Пересекая широкий двор Яузской больницы, я принялся сочинять наиболее подходящую фразу для белохалатниц – неумолимых стражей врачебных режимов. Я пришел в неурочный день, неурочные часы, надеяться было не на что, и в том, допустят или не допустят меня к Валентину Матвеевичу, имело решающее значение, насколько ловко будет придумана и сказана эта единственная (желательно, не слишком длинная), фраза. Может, прикинуться скромным и тихим родственником из провинции («проездом, поезд стоит один час»)? Может, изобразить запыхавшегося доброхота, принесшего Валентину Матвеевичу, то есть главному инженеру, одну крайне приятную для него весть «психотерапия! Улучшенное настроение!»).
И вдруг я его увидел. Один сидел он на решетчатой скамье, вытянув ноги в некогда синих, но посеревших, местами даже белесых от стирки, байковых больничных штанах, в нижней рубашке, голову свесив на сложенные на груди руки. Сперва мне показалось, что он дремлет, пригревшись на мягком, нежарком еще апрельском солнце. Приблизившись, я увидел, что глаза Валентина Матвеевича лишь полуприкрыты, что он пребывает в глубокой задумчивости.
– А-а, это ты, – каким-то образом узнав меня и не меняя позы, вяло проговорил он.
– А я еще подумал, что, если кто и придет проведать, так это будешь ты… Ну, что скажешь?..
Говорил он со странной хриплостью, и все же я уловил в голосе неодобрение по поводу моего прихода. После того как инициатива была перехвачена у меня, мне как-то неловко было здороваться и начать обычный, чаще всего пустой разговор больного и навестившего. Чувство неловкости не проходило, и я молча опустился рядом с ним на скамейку. Мы сидели молча, и я искоса рассматривал его. Он очень изменился – осунулся, почернел, на горле его была грязноватая повязка. Мне подумалось, что я очень плохо сделал, что так долго не навещал своего главного инженера.
С пачкой грязного белья, мимо нас прошла шарообразная белохалатница. «Спрошу распорядок, когда можно навещать больных», – пробормотал я и поспешил за женщиной. Мне и в самом деле хотелось уж точно узнать приемные дни и часы. Два часа в неделю я смогу выкроить из своей работы и вечерней учебы. Даже стыдно, что раньше до этого не додумался.

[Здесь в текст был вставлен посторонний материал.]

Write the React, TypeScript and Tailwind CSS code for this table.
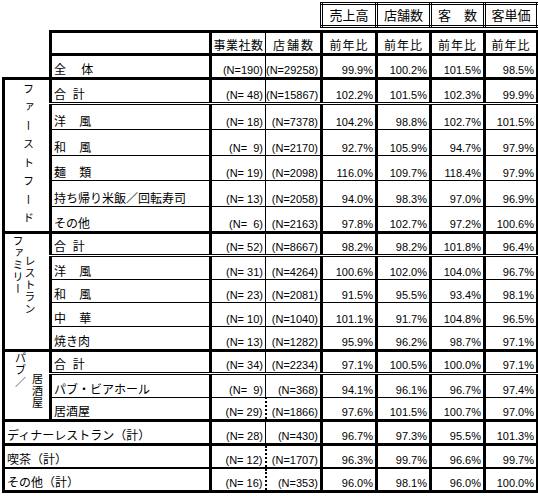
type Row = {
  label: string;
  n: string;
  s: string;
  p: [string, string, string, string];
  b: "thin" | "double" | "thick" | "mid";
  dot?: boolean;
};

const B = {
  thin: "border-b",
  double: "border-b-[3px] [border-bottom-style:double]",
  thick: "border-b-[3px]",
  mid: "border-b-2",
};

const fastFood: Row[] = [
  { label: "合  計", n: "(N= 48)", s: "(N=15867)", p: ["102.2%", "101.5%", "102.3%", "99.9%"], b: "double" },
  { label: "洋    風", n: "(N= 18)", s: "(N=7378)", p: ["104.2%", "98.8%", "102.7%", "101.5%"], b: "thin" },
  { label: "和    風", n: "(N=  9)", s: "(N=2170)", p: ["92.7%", "105.9%", "94.7%", "97.9%"], b: "thin" },
  { label: "麺    類", n: "(N= 19)", s: "(N=2098)", p: ["116.0%", "109.7%", "118.4%", "97.9%"], b: "thin" },
  { label: "持ち帰り米飯／回転寿司", n: "(N= 13)", s: "(N=2058)", p: ["94.0%", "98.3%", "97.0%", "96.9%"], b: "thin" },
  { label: "その他", n: "(N=  6)", s: "(N=2163)", p: ["97.8%", "102.7%", "97.2%", "100.6%"], b: "thick" },
];

const family: Row[] = [
  { label: "合  計", n: "(N= 52)", s: "(N=8667)", p: ["98.2%", "98.2%", "101.8%", "96.4%"], b: "double" },
  { label: "洋    風", n: "(N= 31)", s: "(N=4264)", p: ["100.6%", "102.0%", "104.0%", "96.7%"], b: "thin" },
  { label: "和    風", n: "(N= 23)", s: "(N=2081)", p: ["91.5%", "95.5%", "93.4%", "98.1%"], b: "thin" },
  { label: "中    華", n: "(N= 10)", s: "(N=1040)", p: ["101.1%", "91.7%", "104.8%", "96.5%"], b: "thin" },
  { label: "焼き肉", n: "(N= 13)", s: "(N=1282)", p: ["95.9%", "96.2%", "98.7%", "97.1%"], b: "thick" },
];

const pub: Row[] = [
  { label: "合  計", n: "(N= 34)", s: "(N=2234)", p: ["97.1%", "100.5%", "100.0%", "97.1%"], b: "double" },
  { label: "パブ・ビアホール", n: "(N=  9)", s: "(N=368)", p: ["94.1%", "96.1%", "96.7%", "97.4%"], b: "thin" },
  { label: "居酒屋", n: "(N= 29)", s: "(N=1866)", p: ["97.6%", "101.5%", "100.7%", "97.0%"], b: "thick", dot: true },
];

const others: Row[] = [
  { label: "ディナーレストラン（計）", n: "(N= 28)", s: "(N=430)", p: ["96.7%", "97.3%", "95.5%", "101.3%"], b: "thick" },
  { label: "喫茶（計）", n: "(N= 12)", s: "(N=1707)", p: ["96.3%", "99.7%", "96.6%", "99.7%"], b: "mid", dot: true },
  { label: "その他（計）", n: "(N= 16)", s: "(N=353)", p: ["96.0%", "98.1%", "96.0%", "100.0%"], b: "thick", dot: true },
];

const num = "text-right align-bottom pb-[1px] pr-[2px] whitespace-pre text-[11px] leading-none";

function Cells({ r, wide }: { r: Row; wide?: boolean }) {
  const b = B[r.b];
  return (
    <>
      <td
        colSpan={wide ? 2 : 1}
        className={`border-l-[3px] border-r-[3px] pl-[2px] pb-[1px] align-bottom text-left whitespace-pre text-[12px] leading-none ${b}`}
      >
        {r.label}
      </td>
      <td className={`${num} ${b} ${r.dot ? "border-r-2 [border-right-style:dotted]" : "border-r"}`}>{r.n}</td>
      <td className={`${num} ${b} border-r-[3px]`}>{r.s}</td>
      {r.p.map((v, i) => (
        <td key={i} className={`${num} ${b} border-r-[3px]`}>
          {v}
        </td>
      ))}
    </>
  );
}

const vert = "[writing-mode:vertical-rl] text-[11px] leading-none";
const rowH = "h-[23.6px]";

export default function App() {
  return (
    <div className="w-[538px] h-[498px] bg-white overflow-hidden pt-[2px] pl-[2px] text-black font-['Liberation_Sans','Noto_Sans_CJK_JP',sans-serif]">
      <table className="table-fixed border-collapse w-[534px]">
        <colgroup>
          <col className="w-[47px]" />
          <col className="w-[160px]" />
          <col className="w-[55px]" />
          <col className="w-[56px]" />
          <col className="w-[55px]" />
          <col className="w-[54px]" />
          <col className="w-[54px]" />
          <col className="w-[53px]" />
        </colgroup>
        <tbody>
          <tr className="h-[23px]">
            <td colSpan={4} />
            {["売上高", "店舗数", "客　数", "客単価"].map((t) => (
              <td key={t} className="border-[3px] border-double text-center align-middle text-[13px] leading-none whitespace-pre">
                {t}
              </td>
            ))}
          </tr>
          <tr className="h-[5px]">
            <td colSpan={8} />
          </tr>
          <tr className="h-[23px]">
            <td />
            <td className="border-[3px]" />
            <td className="border-t-[3px] border-b-[3px] border-r text-center align-bottom pb-[1px] text-[12px] leading-none tracking-[0.5px]">
              事業社数
            </td>
            <td className="border-t-[3px] border-b-[3px] border-r-[3px] text-center align-bottom pb-[1px] text-[12px] leading-none tracking-[2px] pl-[2px]">
              店舗数
            </td>
            {[0, 1, 2, 3].map((i) => (
              <td key={i} className="border-t-[3px] border-b-[3px] border-r-[3px] text-center align-bottom pb-[1px] text-[12px] leading-none tracking-[1px]">
                前年比
              </td>
            ))}
          </tr>
          <tr className={rowH}>
            <td />
            <Cells r={{ label: "全　 体", n: "(N=190)", s: "(N=29258)", p: ["99.9%", "100.2%", "101.5%", "98.5%"], b: "thick" }} />
          </tr>
          {fastFood.map((r, i) => (
            <tr key={r.label + i} className={rowH}>
              {i === 0 && (
                <td rowSpan={fastFood.length} className="border-[3px] align-top">
                  <div className="flex justify-center pt-[3px]">
                    <span className={`${vert} tracking-[7.5px]`}>ファーストフード</span>
                  </div>
                </td>
              )}
              <Cells r={r} />
            </tr>
          ))}
          {family.map((r, i) => (
            <tr key={r.label + i} className={rowH}>
              {i === 0 && (
                <td rowSpan={family.length} className="border-[3px] align-top">
                  <div className="flex gap-[1px] pl-[6px] pt-[1px]">
                    <span className={`${vert} tracking-[1px]`}>ファミリー</span>
                    <span className={`${vert} tracking-[1px] mt-[20px]`}>レストラン</span>
                  </div>
                </td>
              )}
              <Cells r={r} />
            </tr>
          ))}
          {pub.map((r, i) => (
            <tr key={r.label + i} className={rowH}>
              {i === 0 && (
                <td rowSpan={pub.length} className="border-[3px] align-top">
                  <div className="flex gap-[6px] pl-[10px] text-[11px] leading-[12px]">
                    <div className="flex flex-col">
                      <span>パ</span>
                      <span>ブ</span>
                      <span>／</span>
                    </div>
                    <div className="flex flex-col mt-[21px]">
                      <span>居</span>
                      <span>酒</span>
                      <span>屋</span>
                    </div>
                  </div>
                </td>
              )}
              <Cells r={r} />
            </tr>
          ))}
          {others.map((r) => (
            <tr key={r.label} className={rowH}>
              <Cells r={r} wide />
            </tr>
          ))}
        </tbody>
      </table>
    </div>
  );
}
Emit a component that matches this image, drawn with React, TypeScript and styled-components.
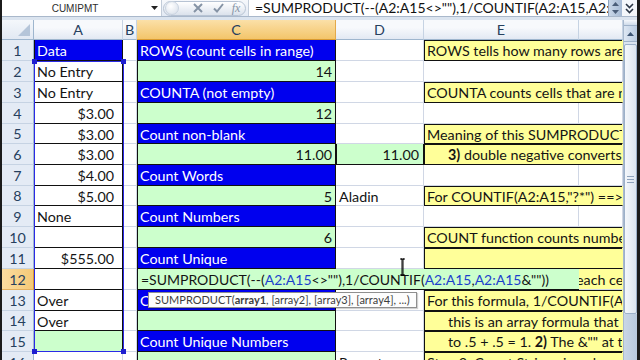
import React from 'react';
import styled, { createGlobalStyle } from 'styled-components';

const GlobalStyle = createGlobalStyle`
  html, body {
    margin: 0;
    padding: 0;
    background: #1b1b1b;
  }
  body {
    width: 640px;
    height: 360px;
    overflow: hidden;
    font-family: Lato, "Liberation Sans", sans-serif;
  }
`;

const ROW_HEIGHTS = [21, 21, 21, 21, 20, 21, 21, 20, 21, 21, 21, 21, 21, 20, 21, 21];

type Fill = 'none' | 'blue' | 'green' | 'yellow';

const fills: Record<Fill, string> = {
  none: '#ffffff',
  blue: '#0000ee',
  green: '#ccffcc',
  yellow: '#ffff99',
};

const Window = styled.div`
  margin-left: 2px;
  width: 635px;
  height: 360px;
  display: flex;
  flex-direction: column;
  overflow: hidden;
  background: #dde6f1;
`;

const FormulaBar = styled.div`
  height: 17px;
  flex-shrink: 0;
  box-sizing: border-box;
  display: grid;
  grid-template-columns: 146px 14px 84px 362px 14px 15px;
  background: linear-gradient(#f6f8fb, #e3eaf4);
  border-bottom: 1px solid #a9b8cb;
  & > * {
    min-width: 0;
    overflow: hidden;
  }
`;

const NameBox = styled.div`
  background: #fff;
  display: flex;
  align-items: center;
  justify-content: center;
  font: 10px "Liberation Sans", Arial, sans-serif;
  color: #2e2e2e;
`;

const NameArrow = styled.div`
  background: #fff;
  border-right: 1px solid #c2ccd9;
  box-sizing: border-box;
  display: flex;
  align-items: center;
  justify-content: center;
`;

const PillSlot = styled.div`
  display: flex;
  align-items: center;
  padding-left: 1px;
`;

const ButtonPill = styled.div`
  width: 83px;
  height: 15px;
  box-sizing: border-box;
  border: 1px solid #b7c3d3;
  border-radius: 8px;
  background: linear-gradient(#ffffff, #dbe2ec);
  display: flex;
  align-items: center;
`;

const Bubble = styled.div`
  width: 12px;
  height: 12px;
  margin-left: 1px;
  flex-shrink: 0;
  border-radius: 50%;
  background: radial-gradient(circle at 40% 35%, #ffffff, #d5dde8);
  border: 1px solid #c9d3e0;
`;

const PillIcon = styled.div<{ $gap: number }>`
  width: 14px;
  flex-shrink: 0;
  margin-left: ${p => p.$gap}px;
  display: flex;
  align-items: center;
  justify-content: center;
`;

const FxLabel = styled.span`
  font: italic 12px "Liberation Serif", serif;
  color: #8593a5;
`;

const FormulaInput = styled.div`
  margin-left: 2px;
  background: #fff;
  border-left: 1px solid #c2ccd9;
  box-sizing: border-box;
  padding-left: 6px;
  font-size: 14px;
  line-height: 16px;
  color: #111;
  white-space: nowrap;
`;

const MiniScroll = styled.div`
  display: flex;
  flex-direction: column;
  align-items: center;
  justify-content: space-around;
  background: linear-gradient(90deg, #c9d7e8, #a6bad4);
  border-left: 1px solid #8ea4c0;
  box-sizing: border-box;
`;

const Expander = styled.div`
  background: #f4f7fb;
  display: flex;
  align-items: center;
  justify-content: center;
`;

const Strip = styled.div`
  height: 3px;
  flex-shrink: 0;
  background: #dbe4ef;
`;

const Sheet = styled.div`
  flex: 1;
  display: flex;
  overflow: hidden;
`;

const Grid = styled.div`
  position: relative;
  width: 621px;
  flex-shrink: 0;
  display: grid;
  grid-template-columns: 32px 89px 14px 199px 88px 155px 44px;
  grid-template-rows: 20px ${ROW_HEIGHTS.map(h => `${h}px`).join(' ')};
  background: #fff;
  font-size: 14.3px;
  overflow: hidden;
`;

const Corner = styled.div`
  background: linear-gradient(#f4f7fb, #e2e9f3);
  border-right: 1px solid #9eb6ce;
  border-bottom: 1px solid #9eb6ce;
  box-sizing: border-box;
  display: flex;
  align-items: flex-end;
  justify-content: flex-end;
  padding: 0 3px 3px 0;
`;

const ColHead = styled.div<{ $active?: boolean }>`
  box-sizing: border-box;
  display: flex;
  align-items: center;
  justify-content: center;
  background: ${p =>
    p.$active ? 'linear-gradient(#fbe0a8, #f3c56a)' : 'linear-gradient(#f7f9fc 40%, #e2e9f3)'};
  border-right: 1px solid ${p => (p.$active ? '#e3a94a' : '#c6d3e3')};
  border-bottom: 1px solid ${p => (p.$active ? '#d99a2f' : '#9eb6ce')};
  color: #26405e;
`;

const RowHead = styled.div<{ $active?: boolean }>`
  box-sizing: border-box;
  display: flex;
  align-items: center;
  justify-content: center;
  background: ${p => (p.$active ? 'linear-gradient(90deg, #fbdca0, #f5c977)' : '#e4ebf5')};
  border-right: 1px solid ${p => (p.$active ? '#d99a2f' : '#9eb6ce')};
  border-bottom: 1px solid ${p => (p.$active ? '#e3b060' : '#c6d3e3')};
  color: #26405e;
`;

type CellProps = {
  $fill: Fill;
  $box?: boolean;
  $top?: boolean;
  $open?: boolean;
  $right?: boolean;
  $span?: number;
  $indent?: number;
  $pad?: number;
};

const Cell = styled.div<CellProps>`
  grid-column: span ${p => p.$span ?? 1};
  box-sizing: border-box;
  background: ${p => fills[p.$fill]};
  border-right: 1px solid ${p => (p.$box && !p.$open ? '#111' : p.$open ? 'transparent' : '#d0d7e5')};
  border-bottom: 1px solid ${p => (p.$box ? '#111' : '#d0d7e5')};
  box-shadow: ${p =>
    p.$box
      ? `inset 1px 0 0 #111${p.$top ? ', inset 0 1px 0 #111' : ''}`
      : 'none'};
  padding: 1px ${p => p.$pad ?? 3}px 0 ${p => p.$indent ?? 3}px;
  text-align: ${p => (p.$right ? 'right' : 'left')};
  color: ${p => (p.$fill === 'blue' ? '#ffffff' : '#141414')};
  line-height: 19px;
  white-space: nowrap;
  overflow: hidden;
`;

const EditCell = styled.div`
  grid-column: span 3;
  box-sizing: border-box;
  background: #ccffcc;
  border-bottom: 1px solid #111;
  box-shadow: inset 1px 0 0 #111;
  padding: 1px 0 0 4px;
  font-size: 14px;
  line-height: 19px;
  color: #141414;
  white-space: nowrap;
  overflow: hidden;
`;

const Ref = styled.span`
  color: #1c3fcc;
`;

const Range = styled.div`
  position: absolute;
  left: 32px;
  top: 41px;
  width: 90px;
  height: 291px;
  box-sizing: border-box;
  border: 1px solid #2a2ae6;
  pointer-events: none;
`;

const Handle = styled.div<{ $x: 'left' | 'right'; $y: 'top' | 'bottom' }>`
  position: absolute;
  width: 5px;
  height: 5px;
  background: #1f1fd0;
  ${p => p.$x}: -3px;
  ${p => p.$y}: -3px;
`;

const Tip = styled.div`
  position: absolute;
  left: 146px;
  top: 272px;
  height: 16px;
  box-sizing: border-box;
  padding: 0 6px 0 6px;
  background: #fdfdfd;
  border: 1px solid #8f8f8f;
  box-shadow: 1px 1px 1px rgba(0, 0, 0, 0.18);
  font-size: 11px;
  line-height: 14px;
  color: #3e3e3e;
  white-space: nowrap;
`;

const Cursor = styled.svg`
  position: absolute;
  left: 397px;
  top: 238px;
`;

const Scrollbar = styled.div`
  width: 14px;
  flex-shrink: 0;
  display: flex;
  flex-direction: column;
  background: #dbe4f0;
  border-left: 1px solid #a8b9ce;
  box-sizing: border-box;
`;

const SplitBox = styled.div`
  height: 5px;
  background: linear-gradient(#f5f8fc, #cfdbea);
  border-bottom: 1px solid #9fb2c9;
`;

const UpButton = styled.div`
  height: 15px;
  display: flex;
  align-items: center;
  justify-content: center;
  background: linear-gradient(90deg, #dde7f3, #b9cbe1);
  border-bottom: 1px solid #9fb2c9;
`;

const Thumb = styled.div`
  height: 270px;
  flex-shrink: 0;
  margin: 2px 0 0 0;
  box-sizing: border-box;
  border: 1px solid #9cb0c9;
  border-radius: 2px;
  background: linear-gradient(90deg, #f4f7fb, #dce5f0);
  display: flex;
  align-items: center;
  justify-content: center;
`;

const Grip = styled.div`
  width: 7px;
  height: 5px;
  border-top: 1px solid #8ea2bc;
  border-bottom: 1px solid #8ea2bc;
  position: relative;
  &::after {
    content: '';
    position: absolute;
    left: 0;
    right: 0;
    top: 2px;
    border-top: 1px solid #8ea2bc;
  }
`;

const Track = styled.div`
  flex: 1;
  background: linear-gradient(90deg, #c9d6e6, #b8c9de);
`;

type Spec = {
  t?: React.ReactNode;
  f?: Fill;
  box?: boolean;
  top?: boolean;
  open?: boolean;
  right?: boolean;
  span?: number;
  indent?: number;
  pad?: number;
};

const blank: Spec = {};
const hdr = (t: React.ReactNode): Spec => ({ t, f: 'blue', box: true });
const grn = (t: React.ReactNode = ''): Spec => ({ t, f: 'green', box: true, right: true });
const dat = (t: React.ReactNode = ''): Spec => ({ t, f: 'none', box: true });
const money = (t: string): Spec => ({ t, f: 'none', box: true, right: true, pad: 8 });
const note = (t: React.ReactNode, indent?: number): Spec => ({
  t,
  f: 'yellow',
  box: true,
  top: true,
  open: true,
  span: 2,
  indent,
});

const formula = (
  <>
    {'=SUMPRODUCT(--('}
    <Ref>A2:A15</Ref>
    {'<>""),1/COUNTIF('}
    <Ref>A2:A15</Ref>
    {','}
    <Ref>A2:A15</Ref>
    {'&""))'}
  </>
);

const rows: Spec[][] = [
  [hdr('Data'), blank, hdr('ROWS (count cells in range)'), blank, note('ROWS tells how many rows are in the range')],
  [dat('No Entry'), blank, grn('14'), blank, blank, blank],
  [dat('No Entry'), blank, hdr('COUNTA (not empty)'), blank, note('COUNTA counts cells that are not empty')],
  [money('$3.00'), blank, grn('12'), blank, blank, blank],
  [money('$3.00'), blank, hdr('Count non-blank'), blank, note('Meaning of this SUMPRODUCT formula:')],
  [
    money('$3.00'),
    blank,
    grn('11.00'),
    { ...grn('11.00'), pad: 4 },
    note(
      <>
        <b>3)</b> double negative converts TRUE/FALSE
      </>,
      24,
    ),
  ],
  [money('$4.00'), blank, hdr('Count Words'), blank, blank, blank],
  [money('$5.00'), blank, grn('5'), { t: 'Aladin', f: 'none' }, note('For COUNTIF(A2:A15,"?*") ==> text only')],
  [dat('None'), blank, hdr('Count Numbers'), blank, blank, blank],
  [dat(''), blank, grn('6'), blank, note('COUNT function counts numbers')],
  [money('$555.00'), blank, hdr('Count Unique'), blank, note('')],
  [],
  [dat('Over'), blank, hdr('Count Unique Words'), blank, note('For this formula, 1/COUNTIF(A2:A15,A2:A15&"")')],
  [dat('Over'), blank, grn(''), blank, note('this is an array formula that', 24)],
  [
    { t: '', f: 'green', box: true },
    blank,
    hdr('Count Unique Numbers'),
    blank,
    note(
      <>
        to .5 + .5 = 1. <b>2)</b> The &amp;"" at the end
      </>,
      24,
    ),
  ],
  [blank, blank, grn(''), { t: 'Repeats', f: 'none' }, note('Step 3: Count Strings in column')],
];

function renderCell(s: Spec, key: string) {
  return (
    <Cell
      key={key}
      $fill={s.f ?? 'none'}
      $box={s.box}
      $top={s.top}
      $open={s.open}
      $right={s.right}
      $span={s.span}
      $indent={s.indent}
      $pad={s.pad}
    >
      {s.t}
    </Cell>
  );
}

export default function App() {
  return (
    <>
      <GlobalStyle />
      <Window>
        <FormulaBar>
          <NameBox>CUMIPMT</NameBox>
          <NameArrow>
            <svg width="7" height="4" viewBox="0 0 7 4">
              <path d="M0 0h7L3.5 4z" fill="#222" />
            </svg>
          </NameArrow>
          <PillSlot>
            <ButtonPill>
              <Bubble />
              <PillIcon $gap={12}>
                <svg width="10" height="10" viewBox="0 0 10 10">
                  <path d="M1 1l8 8M9 1l-8 8" stroke="#8593a5" strokeWidth="2" />
                </svg>
              </PillIcon>
              <PillIcon $gap={6}>
                <svg width="11" height="10" viewBox="0 0 11 10">
                  <path d="M1 5.5l3 3L10 1" stroke="#8593a5" strokeWidth="2" fill="none" />
                </svg>
              </PillIcon>
              <PillIcon $gap={4}>
                <FxLabel>fx</FxLabel>
              </PillIcon>
            </ButtonPill>
          </PillSlot>
          <FormulaInput>=SUMPRODUCT(--(A2:A15&lt;&gt;""),1/COUNTIF(A2:A15,A2:A15&amp;""))</FormulaInput>
          <MiniScroll>
            <svg width="7" height="4" viewBox="0 0 7 4">
              <path d="M0 4h7L3.5 0z" fill="#4a5d78" />
            </svg>
            <svg width="7" height="4" viewBox="0 0 7 4">
              <path d="M0 0h7L3.5 4z" fill="#4a5d78" />
            </svg>
          </MiniScroll>
          <Expander>
            <svg width="9" height="11" viewBox="0 0 9 11">
              <path d="M1 1l3.5 3.5L8 1M1 6l3.5 3.5L8 6" stroke="#2b3646" strokeWidth="1.6" fill="none" />
            </svg>
          </Expander>
        </FormulaBar>
        <Strip />
        <Sheet>
          <Grid>
            <Corner>
              <svg width="12" height="12" viewBox="0 0 12 12">
                <path d="M12 0v12H0z" fill="#b5c5d9" />
              </svg>
            </Corner>
            {['A', 'B', 'C', 'D', 'E', ''].map(c => (
              <ColHead key={c || 'F'} $active={c === 'C'}>
                {c}
              </ColHead>
            ))}
            {rows.map((r, i) => (
              <React.Fragment key={i}>
                <RowHead $active={i === 11}>{i + 1}</RowHead>
                {i === 11 ? (
                  <>
                    {renderCell(dat(''), '12a')}
                    {renderCell(blank, '12b')}
                    <EditCell>{formula}</EditCell>
                    <Cell $fill="yellow" $open $indent={0} style={{ textIndent: -3 }}>
                      each cell
                    </Cell>
                  </>
                ) : (
                  r.map((s, j) => renderCell(s, `${i}-${j}`))
                )}
              </React.Fragment>
            ))}
            <Range>
              <Handle $x="left" $y="top" />
              <Handle $x="right" $y="top" />
              <Handle $x="left" $y="bottom" />
              <Handle $x="right" $y="bottom" />
            </Range>
            <Tip>
              SUMPRODUCT(<b>array1</b>, [array2], [array3], [array4], ...)
            </Tip>
            <Cursor width="7" height="18" viewBox="0 0 7 18">
              <path d="M1 1h2v16H1M6 1H4v16h2M2 1h3M2 17h3" stroke="#000" strokeWidth="1" fill="none" />
            </Cursor>
          </Grid>
          <Scrollbar>
            <SplitBox />
            <UpButton>
              <svg width="7" height="4" viewBox="0 0 7 4">
                <path d="M0 4h7L3.5 0z" fill="#3d5574" />
              </svg>
            </UpButton>
            <Thumb>
              <Grip />
            </Thumb>
            <Track />
          </Scrollbar>
        </Sheet>
      </Window>
    </>
  );
}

– А к нему, – головой указала на Валентина Матвеевича женщина, – можете хоть каждый день приходить. У него теперь свой режим, – осуждающе добавила она. Это, видно, была словоохотливая женщина и меньше всего сторонница той оскорбительной по существу официальной лаконичности, после которой почему-то всегда чувствуешь себя виноватым. Чем же ей не угодил Валентин Матвеевич?
– Четыре раза уже резали – больше некуда. Плоскоклеточный. Что ж, он глупый человек, чтоб не понять? Вот он и махнул рукой на врачей. А они – на него…
Женщина свернула за угол больничного корпуса и начала спускаться в подвальное помещение с вылинявшей – белым по синему – табличкой: «Бельевая». Продолжить разговор больше не представлялось возможности. Да и говорить было не о чем. Я медленно поплелся обратно к скамейке.
Он сидел на том же месте, все в той же позе, полуприкрыв глаза. Он и не шевельнулся, когда я снова сел рядом с ним. И опять мы молчали. Меня удивляло то, как он ухитрился смотреть, не отворачиваясь, на довольно светившее ярко солнце. О чем он думал? Какие мысли тревожили его? Ветерок шевелил подсохшую и жухлую траву возле его тапочек. Где-то в глубине двора надрывался грузовик: мотор то ревел во всю, то на миг затихал, как бы набираясь сил.
– Слушай-ка, на вот сбегай. Тут без сдачи. А то народ хуже вчерашнего. Не допросишься…
Я хотел что-то спросить, но Валентин Матвеевич это принял как попытку возразить и строго сдвинул брови: «Ну, ну. Давай, смотайся поскорее». Из кармана штанов он выковырнул белую эмалированную воронку, с пристуком возложил ее себе на колено и снова замер в неподвижности. «Ну давай, – иди. За углом тут. Скажешь, что без сдачи, так девушка без очереди выдаст тебе».